Manage the secondary market with discipline
The sixth discipline is to think clearly about the secondary market role in the collection. Serious collections eventually deaccession works. The collector's point of view evolves, certain works no longer fit, or specific pieces have appreciated to a point where rotating capital into other parts of the collection makes structural sense.
Deaccessioning needs to be handled through the appropriate channels (Christie's, Sotheby's, Phillips, Bonhams, the specialist dealers) with proper attention to timing, consignment structure, and marketing. The collectors who handle the secondary market poorly tend to depress their own future market readability; the collectors who handle it well preserve the collection's standing in the broader market.
Engage with the institutional ecosystem
The seventh discipline is to engage seriously with the institutional ecosystem around the collection. The major museums (MoMA, the Tate, the Pompidou, the Whitney, the Centre Pompidou-Metz, the regional museums in the relevant geographies) all have collector relationships that matter to serious collections. Lending work to museum exhibitions, attending museum events, joining the appropriate acquisitions committees, and eventually considering museum donation structures are the activities that integrate a serious collection into the broader cultural ecosystem.

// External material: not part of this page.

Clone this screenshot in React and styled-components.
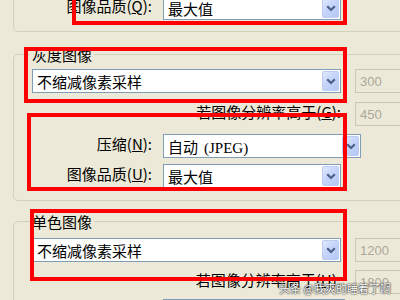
import React from 'react';
import styled, { createGlobalStyle } from 'styled-components';

const GlobalStyle = createGlobalStyle`
  html, body {
    margin: 0;
    padding: 0;
  }

  body {
    background: #ece9d8;
    font-family: "Noto Sans CJK SC", "Liberation Sans", sans-serif;
    color: #000;
    overflow: hidden;
  }
`;

const Screen = styled.div`
  position: relative;
  width: 400px;
  height: 300px;
  overflow: hidden;
  background: #ece9d8;
`;

const Column = styled.div`
  margin-top: -40px;
  padding-left: 13px;
  width: 440px;
`;

const Group = styled.fieldset`
  margin: ${p => p.$top || 0}px 0 0;
  padding: ${p => p.$padTop || 0}px 0 ${p => p.$padBottom || 0}px 18px;
  border: 1px solid #d0d0bf;
  border-radius: 5px;
  min-width: 0;
`;

const Legend = styled.legend`
  padding: 0 2px;
  margin-left: -2px;
  font-size: 15px;
  line-height: 17px;
`;

const Row = styled.div`
  display: flex;
  align-items: center;
  height: 24px;
  margin-bottom: ${p => p.$after || 0}px;
`;

const Label = styled.label`
  flex: none;
  align-self: flex-start;
  width: ${p => p.$w}px;
  margin-top: 1px;
  margin-right: ${p => (p.$gap === undefined ? 11 : p.$gap)}px;
  text-align: right;
  font-size: 15px;
  line-height: 17px;
  white-space: nowrap;
`;

const Key = styled.span`
  text-decoration: underline;
  text-underline-offset: 1px;
`;

const Combo = styled.div`
  flex: none;
  display: flex;
  align-items: center;
  width: ${p => p.$w}px;
  height: 24px;
  box-sizing: border-box;
  border: 1px solid #7f9db9;
  background: #fff;
  padding-left: 4px;
  font-size: 15px;
  white-space: nowrap;
`;

const ComboText = styled.span`
  flex: 1;
  overflow: hidden;
`;

const Serif = styled.span`
  font-family: "Liberation Serif", serif;
  margin-left: 6px;
`;

const DropButton = styled.span`
  flex: none;
  align-self: stretch;
  display: flex;
  align-items: center;
  justify-content: center;
  width: 17px;
  margin: 1px;
  box-sizing: border-box;
  border: 1px solid #bccbee;
  border-radius: 2px;
  background: linear-gradient(135deg, #e0e8fd 0%, #c6d5fb 45%, #b4c7f4 100%);
`;

const Field = styled.div`
  flex: none;
  display: flex;
  align-items: center;
  width: 70px;
  height: 24px;
  box-sizing: border-box;
  margin-left: 14px;
  padding-left: 4px;
  border: 1px solid #c9c7ba;
  background: #ece9d8;
  color: #aca899;
  font-family: "Liberation Sans", sans-serif;
  font-size: 13px;
`;

const Highlight = styled.div`
  position: absolute;
  left: ${p => p.$x}px;
  top: ${p => p.$y}px;
  width: ${p => p.$w}px;
  height: ${p => p.$h}px;
  box-sizing: border-box;
  border: 4px solid #ff0000;
  pointer-events: none;
`;

const Watermark = styled.div`
  position: absolute;
  right: 9px;
  bottom: 5px;
  color: #fff;
  font-size: 11px;
  line-height: 13px;
  text-shadow: 0 0 2px rgba(0, 0, 0, 0.9), 0 0 1px rgba(0, 0, 0, 0.9);
  white-space: nowrap;
`;

function Chevron() {
  return (
    <svg width="10" height="7" viewBox="0 0 10 7">
      <path d="M1.2 1.3 L5 5 L8.8 1.3" fill="none" stroke="#4d6185" strokeWidth="2.3" />
    </svg>
  );
}

function Select({ width, children }) {
  return (
    <Combo $w={width}>
      <ComboText>{children}</ComboText>
      <DropButton>
        <Chevron />
      </DropButton>
    </Combo>
  );
}

export default function App() {
  return (
    <Screen>
      <GlobalStyle />
      <Column>
        <Group $padTop={35} $padBottom={11}>
          <Row>
            <Label $w={120}>图像品质(<Key>Q</Key>):</Label>
            <Select width={178}>最大值</Select>
          </Row>
        </Group>

        <Group $top={14} $padTop={6} $padBottom={12}>
          <Legend>灰度图像</Legend>
          <Row $after={9}>
            <Select width={309}>不缩减像素采样</Select>
            <Field>300</Field>
          </Row>
          <Row $after={8}>
            <Label $w={309} $gap={0}>若图像分辨率高于(<Key>G</Key>):</Label>
            <Field>450</Field>
          </Row>
          <Row $after={6}>
            <Label $w={120}>压缩(<Key>N</Key>):</Label>
            <Select width={198}>
              自动<Serif>(JPEG)</Serif>
            </Select>
          </Row>
          <Row>
            <Label $w={120}>图像品质(<Key>U</Key>):</Label>
            <Select width={178}>最大值</Select>
          </Row>
        </Group>

        <Group $top={12} $padTop={8} $padBottom={10}>
          <Legend>单色图像</Legend>
          <Row $after={8}>
            <Select width={309}>不缩减像素采样</Select>
            <Field>1200</Field>
          </Row>
          <Row $after={5}>
            <Label $w={309} $gap={0}>若图像分辨率高于(<Key>H</Key>):</Label>
            <Field>1800</Field>
          </Row>
          <Row>
            <Label $w={120}>压缩(<Key>M</Key>):</Label>
            <Select width={182}>CCITT 组 4</Select>
          </Row>
        </Group>
      </Column>

      <Highlight $x={72} $y={-10} $w={275} $h={35} />
      <Highlight $x={24} $y={47} $w={323} $h={56} />
      <Highlight $x={27} $y={113} $w={320} $h={78} />
      <Highlight $x={30} $y={209} $w={317} $h={72} />

      <Watermark>头条 @我爽的睡着了啊</Watermark>
    </Screen>
  );
}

This engagement matters for the collection's cultural standing, for the collector's access to material, and ultimately for the collection's long-term institutional placement. Many of the most significant private collections of the past century eventually entered the institutional record through these routes, and the collectors who built them engaged with the institutional world consistently throughout the collection's development.
What this means for collectors
Building a serious art collection in 2026 is the same multi-year disciplined work it was in 2006 or 1996. The asset class has expanded, the price points have moved, and the geographic distribution of serious collectors has broadened, but the structural disciplines remain consistent. Point of view, relationships, screening, infrastructure, secondary-market discipline, and institutional engagement compound across years to produce the collections that endure.
The collectors who start in 2026 with the structural framework in mind, who treat the early years as foundation rather than acquisition, and who invest in the relationships and infrastructure that serious collecting requires, are the ones whose collections will read as significant in 2036. The category rewards patience and punishes its absence.
We last reviewed this analysis in May 2026.